----- Data shown

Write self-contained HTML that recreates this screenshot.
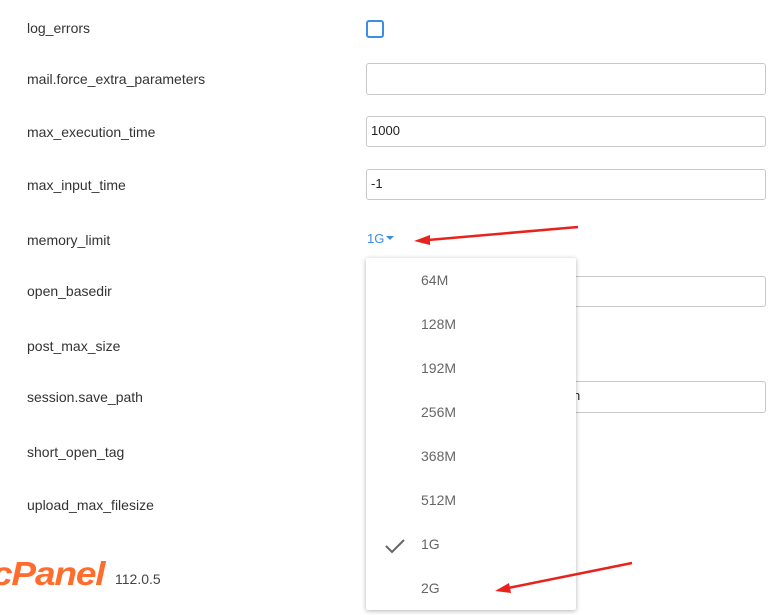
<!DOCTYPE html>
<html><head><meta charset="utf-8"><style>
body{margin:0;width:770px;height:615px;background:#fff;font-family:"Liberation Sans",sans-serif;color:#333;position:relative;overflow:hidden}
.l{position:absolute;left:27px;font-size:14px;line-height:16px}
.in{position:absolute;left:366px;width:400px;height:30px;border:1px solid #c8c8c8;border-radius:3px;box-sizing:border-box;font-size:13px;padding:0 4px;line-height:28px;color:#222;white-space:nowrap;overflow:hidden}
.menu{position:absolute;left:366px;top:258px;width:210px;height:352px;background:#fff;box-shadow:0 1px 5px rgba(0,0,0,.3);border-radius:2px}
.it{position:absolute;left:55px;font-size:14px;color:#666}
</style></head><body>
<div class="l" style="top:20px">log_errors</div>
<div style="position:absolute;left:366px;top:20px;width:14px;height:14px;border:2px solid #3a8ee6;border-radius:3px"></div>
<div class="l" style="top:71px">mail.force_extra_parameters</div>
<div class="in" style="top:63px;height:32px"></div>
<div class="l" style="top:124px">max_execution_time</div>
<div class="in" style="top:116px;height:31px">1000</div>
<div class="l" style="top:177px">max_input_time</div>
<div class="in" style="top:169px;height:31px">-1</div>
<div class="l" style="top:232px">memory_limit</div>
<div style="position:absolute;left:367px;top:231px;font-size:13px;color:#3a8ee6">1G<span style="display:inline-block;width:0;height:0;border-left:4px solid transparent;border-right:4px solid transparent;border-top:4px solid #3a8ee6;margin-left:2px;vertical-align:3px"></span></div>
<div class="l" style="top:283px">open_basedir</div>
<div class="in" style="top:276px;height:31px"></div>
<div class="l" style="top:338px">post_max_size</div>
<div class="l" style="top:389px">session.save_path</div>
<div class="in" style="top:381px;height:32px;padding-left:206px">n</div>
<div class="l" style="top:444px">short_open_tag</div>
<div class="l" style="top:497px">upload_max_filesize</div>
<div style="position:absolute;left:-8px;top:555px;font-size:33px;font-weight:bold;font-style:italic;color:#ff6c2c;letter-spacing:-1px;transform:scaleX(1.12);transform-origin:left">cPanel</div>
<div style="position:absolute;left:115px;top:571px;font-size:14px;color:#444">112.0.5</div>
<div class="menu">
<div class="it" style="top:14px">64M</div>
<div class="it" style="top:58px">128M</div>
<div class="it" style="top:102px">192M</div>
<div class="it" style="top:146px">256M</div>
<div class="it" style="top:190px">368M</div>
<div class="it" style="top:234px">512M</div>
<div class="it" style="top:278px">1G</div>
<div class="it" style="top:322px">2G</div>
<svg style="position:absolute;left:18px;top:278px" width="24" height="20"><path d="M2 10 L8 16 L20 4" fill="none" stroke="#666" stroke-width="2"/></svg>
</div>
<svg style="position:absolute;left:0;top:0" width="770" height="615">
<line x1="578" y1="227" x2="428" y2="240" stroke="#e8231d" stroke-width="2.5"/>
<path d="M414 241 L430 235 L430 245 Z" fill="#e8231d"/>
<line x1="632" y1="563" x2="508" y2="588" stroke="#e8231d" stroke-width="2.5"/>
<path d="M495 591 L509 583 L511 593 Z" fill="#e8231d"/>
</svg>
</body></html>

----------

Take the data above and repeat it exactly, leaving each picture out.

Write self-contained HTML that recreates this screenshot.
<!DOCTYPE html>
<html><head><meta charset="utf-8"><style>
body{margin:0;width:770px;height:615px;background:#fff;font-family:"Liberation Sans",sans-serif;color:#333;position:relative;overflow:hidden}
.l{position:absolute;left:27px;font-size:14px;line-height:16px}
.in{position:absolute;left:366px;width:400px;height:30px;border:1px solid #c8c8c8;border-radius:3px;box-sizing:border-box;font-size:13px;padding:0 4px;line-height:28px;color:#222;white-space:nowrap;overflow:hidden}
.menu{position:absolute;left:366px;top:258px;width:210px;height:352px;background:#fff;box-shadow:0 1px 5px rgba(0,0,0,.3);border-radius:2px}
.it{position:absolute;left:55px;font-size:14px;color:#666}
</style></head><body>
<div class="l" style="top:20px">log_errors</div>
<div style="position:absolute;left:366px;top:20px;width:14px;height:14px;border:2px solid #3a8ee6;border-radius:3px"></div>
<div class="l" style="top:71px">mail.force_extra_parameters</div>
<div class="in" style="top:63px;height:32px"></div>
<div class="l" style="top:124px">max_execution_time</div>
<div class="in" style="top:116px;height:31px">1000</div>
<div class="l" style="top:177px">max_input_time</div>
<div class="in" style="top:169px;height:31px">-1</div>
<div class="l" style="top:232px">memory_limit</div>
<div style="position:absolute;left:367px;top:231px;font-size:13px;color:#3a8ee6">1G<span style="display:inline-block;width:0;height:0;border-left:4px solid transparent;border-right:4px solid transparent;border-top:4px solid #3a8ee6;margin-left:2px;vertical-align:3px"></span></div>
<div class="l" style="top:283px">open_basedir</div>
<div class="in" style="top:276px;height:31px"></div>
<div class="l" style="top:338px">post_max_size</div>
<div class="l" style="top:389px">session.save_path</div>
<div class="in" style="top:381px;height:32px;padding-left:206px">n</div>
<div class="l" style="top:444px">short_open_tag</div>
<div class="l" style="top:497px">upload_max_filesize</div>
<div style="position:absolute;left:-8px;top:555px;font-size:33px;font-weight:bold;font-style:italic;color:#ff6c2c;letter-spacing:-1px;transform:scaleX(1.12);transform-origin:left">cPanel</div>
<div style="position:absolute;left:115px;top:571px;font-size:14px;color:#444">112.0.5</div>
<div class="menu">
<div class="it" style="top:14px">64M</div>
<div class="it" style="top:58px">128M</div>
<div class="it" style="top:102px">192M</div>
<div class="it" style="top:146px">256M</div>
<div class="it" style="top:190px">368M</div>
<div class="it" style="top:234px">512M</div>
<div class="it" style="top:278px">1G</div>
<div class="it" style="top:322px">2G</div>
<svg style="position:absolute;left:18px;top:278px" width="24" height="20"><path d="M2 10 L8 16 L20 4" fill="none" stroke="#666" stroke-width="2"/></svg>
</div>
<svg style="position:absolute;left:0;top:0" width="770" height="615">
<line x1="578" y1="227" x2="428" y2="240" stroke="#e8231d" stroke-width="2.5"/>
<path d="M414 241 L430 235 L430 245 Z" fill="#e8231d"/>
<line x1="632" y1="563" x2="508" y2="588" stroke="#e8231d" stroke-width="2.5"/>
<path d="M495 591 L509 583 L511 593 Z" fill="#e8231d"/>
</svg>
</body></html>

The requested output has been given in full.